The Supreme Court has
often noted that the power to investigate is inherent in the power to make laws because '[a] legislative body cannot legislate wisely or effectively in the absence of information respecting the conditions which the legislation is intended to affect or change.' . . . To conclude that the power of inquiry is other than an integral part of the legislative process would be a miserly reading of the Speech or Debate Clause in degradation of the 'integrity of the legislative process.'
Eastland v. United States Servicemen's Fund, 421 U.S. 491, 504-05, 44 L. Ed. 2d 324, 95 S. Ct. 1813 (1975). See also, Government of Virgin Islands v. Lee, 775 F.2d 514, 522 (3rd Cir. 1985).

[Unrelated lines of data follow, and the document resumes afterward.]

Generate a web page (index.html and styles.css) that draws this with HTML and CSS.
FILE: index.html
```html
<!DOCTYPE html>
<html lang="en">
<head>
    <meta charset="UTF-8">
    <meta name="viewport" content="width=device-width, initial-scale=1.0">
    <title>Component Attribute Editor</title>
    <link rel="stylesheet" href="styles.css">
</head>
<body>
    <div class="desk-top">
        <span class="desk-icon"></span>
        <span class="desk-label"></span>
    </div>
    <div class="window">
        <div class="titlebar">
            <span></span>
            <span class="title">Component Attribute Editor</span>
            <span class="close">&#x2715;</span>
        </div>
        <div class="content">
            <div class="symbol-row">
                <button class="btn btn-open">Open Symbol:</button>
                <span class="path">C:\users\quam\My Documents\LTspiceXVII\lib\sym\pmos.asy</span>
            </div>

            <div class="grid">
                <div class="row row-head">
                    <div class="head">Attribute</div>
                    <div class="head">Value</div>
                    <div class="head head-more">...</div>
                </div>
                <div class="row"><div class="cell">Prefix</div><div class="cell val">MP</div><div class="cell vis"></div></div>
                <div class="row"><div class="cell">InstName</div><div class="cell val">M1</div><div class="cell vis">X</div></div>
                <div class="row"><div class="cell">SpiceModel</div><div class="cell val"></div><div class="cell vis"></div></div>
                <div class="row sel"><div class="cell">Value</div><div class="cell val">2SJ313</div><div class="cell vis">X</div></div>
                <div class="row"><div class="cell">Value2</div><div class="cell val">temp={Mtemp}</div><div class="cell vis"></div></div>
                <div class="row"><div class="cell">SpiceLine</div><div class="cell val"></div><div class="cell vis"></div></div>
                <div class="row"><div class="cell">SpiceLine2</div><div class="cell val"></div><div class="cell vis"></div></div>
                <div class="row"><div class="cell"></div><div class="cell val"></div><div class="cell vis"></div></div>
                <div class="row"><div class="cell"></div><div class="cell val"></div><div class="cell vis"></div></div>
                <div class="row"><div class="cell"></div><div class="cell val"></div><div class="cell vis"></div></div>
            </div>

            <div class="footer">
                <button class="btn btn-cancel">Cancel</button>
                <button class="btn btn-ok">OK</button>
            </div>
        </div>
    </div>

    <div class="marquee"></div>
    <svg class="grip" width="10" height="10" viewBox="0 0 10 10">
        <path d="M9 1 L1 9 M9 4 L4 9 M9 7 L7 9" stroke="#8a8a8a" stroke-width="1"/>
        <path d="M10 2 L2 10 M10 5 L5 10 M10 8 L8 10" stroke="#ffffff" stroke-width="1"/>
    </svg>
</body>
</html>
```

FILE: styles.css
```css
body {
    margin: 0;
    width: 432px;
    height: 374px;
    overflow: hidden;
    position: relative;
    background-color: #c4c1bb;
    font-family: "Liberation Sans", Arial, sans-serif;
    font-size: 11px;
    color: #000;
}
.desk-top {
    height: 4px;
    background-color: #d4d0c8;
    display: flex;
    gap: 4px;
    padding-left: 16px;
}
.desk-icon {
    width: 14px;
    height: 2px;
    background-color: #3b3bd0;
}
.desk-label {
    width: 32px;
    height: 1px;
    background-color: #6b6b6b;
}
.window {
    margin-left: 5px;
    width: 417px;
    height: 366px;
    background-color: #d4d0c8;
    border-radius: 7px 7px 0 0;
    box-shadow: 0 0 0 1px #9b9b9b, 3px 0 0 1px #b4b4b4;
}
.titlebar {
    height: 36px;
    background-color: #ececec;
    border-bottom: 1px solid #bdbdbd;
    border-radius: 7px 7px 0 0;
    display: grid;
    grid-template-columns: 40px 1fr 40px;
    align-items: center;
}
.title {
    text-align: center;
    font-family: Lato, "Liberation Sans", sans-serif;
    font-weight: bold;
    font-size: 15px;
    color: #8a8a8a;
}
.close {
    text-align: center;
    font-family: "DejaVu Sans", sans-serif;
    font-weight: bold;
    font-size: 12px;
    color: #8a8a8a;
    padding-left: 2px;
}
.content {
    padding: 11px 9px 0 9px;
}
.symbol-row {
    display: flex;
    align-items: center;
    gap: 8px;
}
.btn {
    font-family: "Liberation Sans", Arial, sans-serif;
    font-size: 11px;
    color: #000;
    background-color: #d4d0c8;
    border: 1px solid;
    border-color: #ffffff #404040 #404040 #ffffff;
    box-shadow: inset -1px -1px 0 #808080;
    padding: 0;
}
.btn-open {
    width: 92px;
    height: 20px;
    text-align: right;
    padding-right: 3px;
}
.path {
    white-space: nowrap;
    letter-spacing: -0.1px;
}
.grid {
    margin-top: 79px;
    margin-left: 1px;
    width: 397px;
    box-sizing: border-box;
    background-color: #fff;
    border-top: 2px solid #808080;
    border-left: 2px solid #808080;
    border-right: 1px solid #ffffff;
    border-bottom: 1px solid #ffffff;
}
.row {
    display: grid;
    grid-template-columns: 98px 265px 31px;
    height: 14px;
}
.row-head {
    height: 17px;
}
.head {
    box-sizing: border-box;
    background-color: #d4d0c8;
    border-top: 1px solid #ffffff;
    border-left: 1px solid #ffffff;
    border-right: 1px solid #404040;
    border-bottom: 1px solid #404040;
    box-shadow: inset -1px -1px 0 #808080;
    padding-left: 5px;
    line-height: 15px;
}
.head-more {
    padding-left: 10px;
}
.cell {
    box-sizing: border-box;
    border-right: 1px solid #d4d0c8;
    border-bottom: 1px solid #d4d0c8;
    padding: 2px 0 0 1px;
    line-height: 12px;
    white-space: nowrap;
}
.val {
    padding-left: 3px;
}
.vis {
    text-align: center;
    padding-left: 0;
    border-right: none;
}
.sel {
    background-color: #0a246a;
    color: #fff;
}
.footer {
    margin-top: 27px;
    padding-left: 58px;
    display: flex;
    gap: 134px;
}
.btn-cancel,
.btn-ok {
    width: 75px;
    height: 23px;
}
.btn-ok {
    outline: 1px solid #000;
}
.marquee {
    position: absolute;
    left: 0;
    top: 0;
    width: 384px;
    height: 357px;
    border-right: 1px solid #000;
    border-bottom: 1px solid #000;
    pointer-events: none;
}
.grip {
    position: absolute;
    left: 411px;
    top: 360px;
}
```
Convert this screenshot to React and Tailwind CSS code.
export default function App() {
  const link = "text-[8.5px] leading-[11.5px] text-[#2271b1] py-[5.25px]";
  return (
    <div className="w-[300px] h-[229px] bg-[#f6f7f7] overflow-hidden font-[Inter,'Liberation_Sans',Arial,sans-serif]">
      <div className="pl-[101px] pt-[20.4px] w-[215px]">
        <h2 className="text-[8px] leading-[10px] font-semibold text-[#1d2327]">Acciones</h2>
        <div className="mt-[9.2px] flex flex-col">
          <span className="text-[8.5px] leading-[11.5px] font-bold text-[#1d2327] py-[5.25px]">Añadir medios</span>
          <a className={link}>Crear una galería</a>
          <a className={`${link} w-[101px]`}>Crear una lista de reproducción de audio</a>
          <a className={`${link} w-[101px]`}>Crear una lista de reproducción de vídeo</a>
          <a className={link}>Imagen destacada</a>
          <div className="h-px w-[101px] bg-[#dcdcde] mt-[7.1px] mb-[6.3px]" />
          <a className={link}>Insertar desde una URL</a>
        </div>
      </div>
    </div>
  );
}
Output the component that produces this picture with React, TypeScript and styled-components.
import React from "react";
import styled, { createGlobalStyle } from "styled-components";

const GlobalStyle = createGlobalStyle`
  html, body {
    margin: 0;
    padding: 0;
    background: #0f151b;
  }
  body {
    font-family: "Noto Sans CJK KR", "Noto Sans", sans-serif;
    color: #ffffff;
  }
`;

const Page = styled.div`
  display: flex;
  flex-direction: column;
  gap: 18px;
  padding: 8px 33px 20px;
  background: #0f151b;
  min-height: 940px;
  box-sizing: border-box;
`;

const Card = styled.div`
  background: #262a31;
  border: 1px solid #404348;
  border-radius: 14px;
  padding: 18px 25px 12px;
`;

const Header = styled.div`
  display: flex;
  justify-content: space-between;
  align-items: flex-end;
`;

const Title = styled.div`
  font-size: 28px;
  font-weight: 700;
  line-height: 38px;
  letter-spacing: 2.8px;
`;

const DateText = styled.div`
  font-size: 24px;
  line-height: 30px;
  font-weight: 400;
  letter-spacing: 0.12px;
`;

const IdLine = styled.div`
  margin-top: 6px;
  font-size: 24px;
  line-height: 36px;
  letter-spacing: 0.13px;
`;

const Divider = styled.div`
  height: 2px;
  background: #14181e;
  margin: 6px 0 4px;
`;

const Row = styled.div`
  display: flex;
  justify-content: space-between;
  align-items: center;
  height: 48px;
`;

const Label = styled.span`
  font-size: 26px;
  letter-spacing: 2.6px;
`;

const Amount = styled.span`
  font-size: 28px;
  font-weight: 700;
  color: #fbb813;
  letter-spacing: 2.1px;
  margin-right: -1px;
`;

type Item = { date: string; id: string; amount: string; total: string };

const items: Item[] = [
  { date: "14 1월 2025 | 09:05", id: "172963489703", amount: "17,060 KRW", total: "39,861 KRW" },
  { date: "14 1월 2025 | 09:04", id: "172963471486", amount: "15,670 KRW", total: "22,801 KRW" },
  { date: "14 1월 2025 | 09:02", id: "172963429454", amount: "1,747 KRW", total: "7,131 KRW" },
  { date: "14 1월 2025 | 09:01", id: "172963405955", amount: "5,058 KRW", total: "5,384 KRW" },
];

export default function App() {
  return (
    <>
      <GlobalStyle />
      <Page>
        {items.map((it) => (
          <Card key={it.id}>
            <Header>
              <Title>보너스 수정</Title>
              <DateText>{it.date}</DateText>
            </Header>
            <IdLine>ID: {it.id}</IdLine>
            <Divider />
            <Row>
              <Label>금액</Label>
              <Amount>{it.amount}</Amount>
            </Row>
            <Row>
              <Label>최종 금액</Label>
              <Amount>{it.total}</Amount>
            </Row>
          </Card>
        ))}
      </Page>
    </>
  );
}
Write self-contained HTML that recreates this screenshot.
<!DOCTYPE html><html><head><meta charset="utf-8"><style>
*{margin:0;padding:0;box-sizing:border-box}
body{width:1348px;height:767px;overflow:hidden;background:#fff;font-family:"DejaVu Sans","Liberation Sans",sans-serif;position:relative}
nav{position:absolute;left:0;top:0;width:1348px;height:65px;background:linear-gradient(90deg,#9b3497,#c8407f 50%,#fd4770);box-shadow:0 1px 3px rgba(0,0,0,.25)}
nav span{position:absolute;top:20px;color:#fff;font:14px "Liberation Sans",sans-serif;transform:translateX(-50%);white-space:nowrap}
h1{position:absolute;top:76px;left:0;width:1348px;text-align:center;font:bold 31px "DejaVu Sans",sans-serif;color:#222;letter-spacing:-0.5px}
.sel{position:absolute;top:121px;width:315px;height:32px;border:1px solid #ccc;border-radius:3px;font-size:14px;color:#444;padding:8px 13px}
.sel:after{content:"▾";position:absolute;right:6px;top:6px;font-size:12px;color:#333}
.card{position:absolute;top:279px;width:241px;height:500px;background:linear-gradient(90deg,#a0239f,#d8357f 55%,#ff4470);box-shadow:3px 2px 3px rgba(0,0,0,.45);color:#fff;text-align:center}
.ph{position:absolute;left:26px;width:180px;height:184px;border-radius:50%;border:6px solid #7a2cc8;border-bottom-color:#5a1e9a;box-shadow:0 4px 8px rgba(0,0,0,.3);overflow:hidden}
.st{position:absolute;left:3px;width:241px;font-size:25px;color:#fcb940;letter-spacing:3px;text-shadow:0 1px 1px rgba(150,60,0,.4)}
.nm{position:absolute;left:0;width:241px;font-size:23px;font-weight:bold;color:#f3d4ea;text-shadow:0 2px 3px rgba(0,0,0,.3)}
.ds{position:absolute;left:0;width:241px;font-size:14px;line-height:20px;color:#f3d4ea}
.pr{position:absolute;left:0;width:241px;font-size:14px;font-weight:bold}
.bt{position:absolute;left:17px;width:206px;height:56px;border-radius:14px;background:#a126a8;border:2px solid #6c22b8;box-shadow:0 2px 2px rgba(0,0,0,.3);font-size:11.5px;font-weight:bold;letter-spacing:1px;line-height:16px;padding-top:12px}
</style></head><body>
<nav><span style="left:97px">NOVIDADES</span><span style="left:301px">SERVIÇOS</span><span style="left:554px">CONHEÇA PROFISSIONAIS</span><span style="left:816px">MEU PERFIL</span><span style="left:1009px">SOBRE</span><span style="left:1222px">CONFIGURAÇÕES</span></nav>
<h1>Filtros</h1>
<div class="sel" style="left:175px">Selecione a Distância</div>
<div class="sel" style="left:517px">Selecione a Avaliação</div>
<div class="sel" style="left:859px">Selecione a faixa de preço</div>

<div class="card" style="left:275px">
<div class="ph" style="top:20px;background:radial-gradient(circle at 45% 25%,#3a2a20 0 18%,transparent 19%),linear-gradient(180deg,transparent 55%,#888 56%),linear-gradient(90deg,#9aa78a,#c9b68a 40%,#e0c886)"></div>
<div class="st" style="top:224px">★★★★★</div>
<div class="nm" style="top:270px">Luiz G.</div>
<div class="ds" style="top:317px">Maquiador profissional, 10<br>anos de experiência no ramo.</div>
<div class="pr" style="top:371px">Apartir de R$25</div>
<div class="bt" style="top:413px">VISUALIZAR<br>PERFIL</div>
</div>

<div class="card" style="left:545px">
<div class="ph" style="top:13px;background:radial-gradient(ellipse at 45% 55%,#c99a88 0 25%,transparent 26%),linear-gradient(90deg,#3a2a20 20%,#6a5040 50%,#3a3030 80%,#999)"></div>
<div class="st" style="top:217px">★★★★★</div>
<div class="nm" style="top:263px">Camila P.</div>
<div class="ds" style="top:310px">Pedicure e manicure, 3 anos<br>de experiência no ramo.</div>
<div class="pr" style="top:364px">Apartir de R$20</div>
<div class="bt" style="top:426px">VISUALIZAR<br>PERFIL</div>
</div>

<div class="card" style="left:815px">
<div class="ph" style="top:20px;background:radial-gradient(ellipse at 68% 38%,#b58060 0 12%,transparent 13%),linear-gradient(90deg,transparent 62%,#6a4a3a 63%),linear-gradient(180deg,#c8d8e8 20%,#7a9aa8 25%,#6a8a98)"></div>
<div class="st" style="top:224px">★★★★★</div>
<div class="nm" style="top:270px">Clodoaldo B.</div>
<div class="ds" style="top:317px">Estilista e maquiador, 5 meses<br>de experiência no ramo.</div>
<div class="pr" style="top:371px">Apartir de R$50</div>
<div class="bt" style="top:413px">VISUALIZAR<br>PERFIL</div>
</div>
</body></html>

The B & W subpoenas direct the Chairman of the Subcommittee on Health and the Environment and another Subcommittee Member personally to submit to depositions in the law offices of the corporation under investigation, and they further direct these Members of Congress to provide documents or copies to that corporation from among the documents in the possession of the Congress. It would be difficult to find orders that more directly impede the official responsibilities of the Congress and are thus in direct violation of the Speech or Debate Clause.
B & W contends that release of the copies would not harm the committee or the Congress. The Congressmen, for their part, resist relinquishing the copies primarily on the ground that such release would permit identification of the source of the documents in contravention of the confidentiality promised that source, and the chilling effect such release and such identification would have on future sources.
The Members' point is well taken. See Miller v. Transamerican Press, Inc., 709 F.2d 524, 530-31 (9th Cir. 1983), where the court stated:
Informants, may in confidence, give information that is useful in exposing corruption within the government or elsewhere. If a source's identity is disclosed, he could suffer serious adverse consequences . . . The possibility of public exposure could constrain these sources. It could deter constituents from candid communication with their legislative representatives and otherwise cause the loss of valuable information.